Behavioural economics
A branch of economics that concentrates on explaining the economic decisions people make in practice, especially when these conflict with what conventional economic theory predicts they will do. Behaviourists try to augment or replace traditional ideas of economic rationality (homo economicus) with decision-making models borrowed from psychology. According to psychologists, people are disproportionately influenced by a fear of feeling regret and will often forgo benefits even to avoid only a small risk of feeling they have failed. They are also prone to cognitive dissonance, often holding on to a belief plainly at odds with new evidence, usually because the belief has been held and cherished for a long time. Then there is anchoring: people are often overly influenced by outside suggestion. People apparently also suffer from status quo bias: they are willing to take bigger gambles to maintain the status quo than they would be to acquire it in the first place.

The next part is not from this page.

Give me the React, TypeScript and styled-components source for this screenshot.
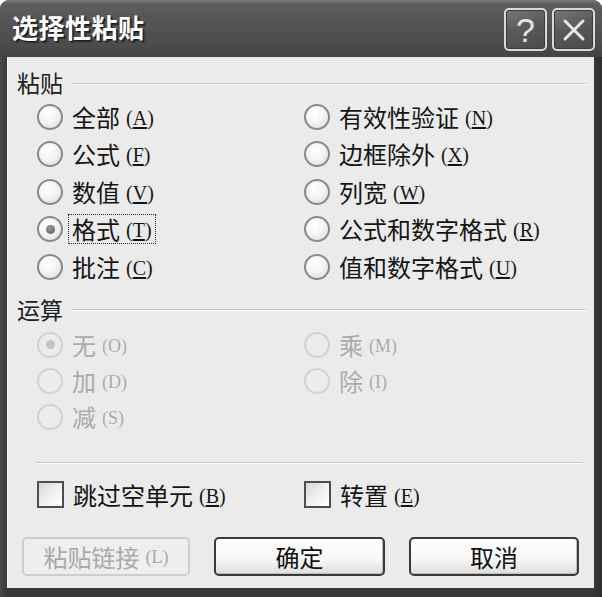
import React from "react";
import styled, { createGlobalStyle, css } from "styled-components";

const GlobalStyle = createGlobalStyle`
  html, body {
    margin: 0;
    padding: 0;
    background: #ffffff;
  }
  body {
    font-family: "Noto Sans CJK SC", "Noto Sans", sans-serif;
    overflow: hidden;
  }
  * { box-sizing: border-box; }
`;

const Window = styled.div`
  width: 602px;
  height: 597px;
  display: flex;
  flex-direction: column;
  background: linear-gradient(90deg, #4a4a4a 0px, #383838 7px, #383838 593px, #2e2e2e 602px);
  border-radius: 9px 9px 0 0;
  overflow: hidden;
`;

const TitleBar = styled.div`
  height: 57px;
  flex: none;
  display: flex;
  align-items: flex-start;
  padding: 0 7px 0 12px;
  background: linear-gradient(180deg, #7a7a7a 0px, #5e5e5e 4px, #555555 20px, #4c4c4c 45px, #424242 57px);
`;

const Title = styled.div`
  margin-top: 10px;
  font-size: 26px;
  font-weight: 700;
  line-height: 34px;
  color: #ffffff;
  letter-spacing: 0.5px;
  text-shadow: 1px 1px 0 #1e1e1e, 2px 2px 1px #2a2a2a;
`;

const CaptionButtons = styled.div`
  margin-left: auto;
  margin-top: 8px;
  display: flex;
  gap: 5px;
`;

const CaptionButton = styled.div`
  width: 43px;
  height: 43px;
  border: 2px solid #d9d9d9;
  border-radius: 5px;
  background: linear-gradient(160deg, #787878 0%, #5a5a5a 45%, #4a4a4a 100%);
  display: flex;
  align-items: center;
  justify-content: center;
  color: #e4e4e4;
  font-family: "Liberation Sans", Arial, sans-serif;
  font-size: 34px;
  line-height: 1;
  box-shadow: inset 0 0 0 1px #3a3a3a;
`;

const Client = styled.div`
  flex: 1;
  margin: 0 8px 9px 7px;
  background: #ebebeb;
  border-left: 1px solid #f6f6f6;
  display: flex;
  flex-direction: column;
  padding: 10px 8px 0 9px;
`;

const GroupHeader = styled.div<{ $top?: number }>`
  height: 30px;
  display: flex;
  align-items: center;
  gap: 8px;
  margin-top: ${(p) => p.$top ?? 0}px;
`;

const GroupLabel = styled.span`
  font-size: 23px;
  line-height: 30px;
  color: #202020;
`;

const GroupLine = styled.div`
  flex: 1;
  height: 2px;
  margin-top: 3px;
  border-top: 1px solid #c6c6c6;
  border-bottom: 1px solid #fbfbfb;
`;

const OptionGrid = styled.div<{ $row: number; $top?: number }>`
  display: grid;
  grid-template-columns: 267px 1fr;
  grid-auto-rows: ${(p) => p.$row}px;
  padding-left: 20px;
  margin-top: ${(p) => p.$top ?? 0}px;
`;

const Option = styled.div<{ $disabled?: boolean }>`
  display: flex;
  align-items: center;
  gap: 5px;
  color: ${(p) => (p.$disabled ? "#ababab" : "#151515")};
`;

const RadioCircle = styled.span<{ $checked?: boolean; $disabled?: boolean }>`
  position: relative;
  flex: none;
  width: 26px;
  height: 26px;
  border-radius: 50%;
  border: 2px solid ${(p) => (p.$disabled ? "#d2d2d2" : "#8a8a8a")};
  background: ${(p) =>
    p.$disabled
      ? "#ececec"
      : "radial-gradient(circle at 40% 35%, #ffffff 0%, #f4f4f4 45%, #d8d8d8 100%)"};
  ${(p) =>
    p.$checked &&
    css`
      &::after {
        content: "";
        position: absolute;
        left: 50%;
        top: 50%;
        width: 9px;
        height: 9px;
        margin: -4.5px 0 0 -4.5px;
        border-radius: 50%;
        background: ${p.$disabled ? "#c4c4c4" : "radial-gradient(circle at 40% 35%, #9a9a9a, #5a5a5a)"};
      }
    `}
`;

const CheckBox = styled.span`
  flex: none;
  width: 27px;
  height: 27px;
  border: 2px solid #4e4e4e;
  background: linear-gradient(135deg, #d6d6d6 0%, #f0f0f0 50%, #ffffff 100%);
`;

const LabelText = styled.span<{ $focused?: boolean }>`
  display: inline-flex;
  align-items: center;
  font-size: 24px;
  line-height: 28px;
  padding: 0 3px;
  border: 1px dotted ${(p) => (p.$focused ? "#2a2a2a" : "transparent")};
  white-space: nowrap;
`;

const Key = styled.span<{ $small?: boolean }>`
  margin-left: 6px;
  font-family: "Liberation Serif", "Times New Roman", serif;
  font-size: ${(p) => (p.$small ? 18 : 20)}px;
  line-height: 24px;
  position: relative;
  top: 1px;
`;

const KeyLetter = styled.span<{ $plain?: boolean }>`
  text-decoration: ${(p) => (p.$plain ? "none" : "underline")};
  text-underline-offset: 2px;
`;

const Divider = styled.div`
  margin: 27px 4px 0 20px;
  height: 2px;
  border-top: 1px solid #c6c6c6;
  border-bottom: 1px solid #fbfbfb;
`;

const ButtonRow = styled.div`
  display: flex;
  gap: 24px;
  padding-left: 5px;
  margin-top: 24px;
`;

const PushButton = styled.div<{ $width: number; $disabled?: boolean }>`
  width: ${(p) => p.$width}px;
  height: 39px;
  display: flex;
  align-items: center;
  justify-content: center;
  font-size: 24px;
  border-radius: 5px;
  ${(p) =>
    p.$disabled
      ? css`
          border: 2px solid #cdcdcd;
          background: #eeeeee;
          color: #a9a9a9;
        `
      : css`
          border: 2px solid #3a3a3a;
          background: linear-gradient(180deg, #ffffff 0%, #f6f6f6 60%, #dedede 100%);
          color: #111111;
          box-shadow: inset -1px -1px 0 #bdbdbd;
        `}
`;

type Opt = { label: string; key: string; checked?: boolean; focused?: boolean };

const pasteLeft: Opt[] = [
  { label: "全部", key: "A" },
  { label: "公式", key: "F" },
  { label: "数值", key: "V" },
  { label: "格式", key: "T", checked: true, focused: true },
  { label: "批注", key: "C" },
];
const pasteRight: Opt[] = [
  { label: "有效性验证", key: "N" },
  { label: "边框除外", key: "X" },
  { label: "列宽", key: "W" },
  { label: "公式和数字格式", key: "R" },
  { label: "值和数字格式", key: "U" },
];

const pasteOptions: Opt[] = pasteLeft.flatMap((o, i) => [o, pasteRight[i]]);

const opOptions: (Opt | null)[] = [
  { label: "无", key: "O", checked: true },
  { label: "乘", key: "M" },
  { label: "加", key: "D" },
  { label: "除", key: "I" },
  { label: "减", key: "S" },
  null,
];

function Mnemonic({ k, disabled }: { k: string; disabled?: boolean }) {
  return (
    <Key $small={disabled}>
      (<KeyLetter $plain={disabled}>{k}</KeyLetter>)
    </Key>
  );
}

export default function App() {
  return (
    <>
      <GlobalStyle />
      <Window>
        <TitleBar>
          <Title>选择性粘贴</Title>
          <CaptionButtons>
            <CaptionButton>?</CaptionButton>
            <CaptionButton>
              <svg width="26" height="26" viewBox="0 0 26 26">
                <path d="M4 4 L22 22 M22 4 L4 22" stroke="#e6e6e6" strokeWidth="3" strokeLinecap="round" />
              </svg>
            </CaptionButton>
          </CaptionButtons>
        </TitleBar>
        <Client>
          <GroupHeader>
            <GroupLabel>粘贴</GroupLabel>
            <GroupLine />
          </GroupHeader>
          <OptionGrid $row={37.5} $top={1}>
            {pasteOptions.map((o) => (
              <Option key={o.key}>
                <RadioCircle $checked={o.checked} />
                <LabelText $focused={o.focused}>
                  {o.label}
                  <Mnemonic k={o.key} />
                </LabelText>
              </Option>
            ))}
          </OptionGrid>
          <GroupHeader $top={8}>
            <GroupLabel>运算</GroupLabel>
            <GroupLine />
          </GroupHeader>
          <OptionGrid $row={36} $top={3}>
            {opOptions.map((o, i) =>
              o ? (
                <Option key={o.key} $disabled>
                  <RadioCircle $checked={o.checked} $disabled />
                  <LabelText>
                    {o.label}
                    <Mnemonic k={o.key} disabled />
                  </LabelText>
                </Option>
              ) : (
                <div key={"empty" + i} />
              )
            )}
          </OptionGrid>
          <Divider />
          <OptionGrid $row={36} $top={13}>
            <Option>
              <CheckBox />
              <LabelText>
                跳过空单元
                <Mnemonic k="B" />
              </LabelText>
            </Option>
            <Option>
              <CheckBox />
              <LabelText>
                转置
                <Mnemonic k="E" />
              </LabelText>
            </Option>
          </OptionGrid>
          <ButtonRow>
            <PushButton $width={168} $disabled>
              粘贴链接
              <Mnemonic k="L" disabled />
            </PushButton>
            <PushButton $width={171}>确定</PushButton>
            <PushButton $width={170}>取消</PushButton>
          </ButtonRow>
        </Client>
      </Window>
    </>
  );
}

Traditional utility theory assumes that people make individual decisions in the context of the big picture. But psychologists have found that they generally compartmentalise, often on superficial grounds. They then make choices about things in one particular mental compartment without taking account of the implications for things in other compartments.
There is lots of evidence that people are persistently and irrationally overconfident. They are also vulnerable to hindsight bias: once something happens they overestimate the extent to which they could have predicted it. Many of these traits are captured in prospect theory, which is at the heart of much of behavioural economics.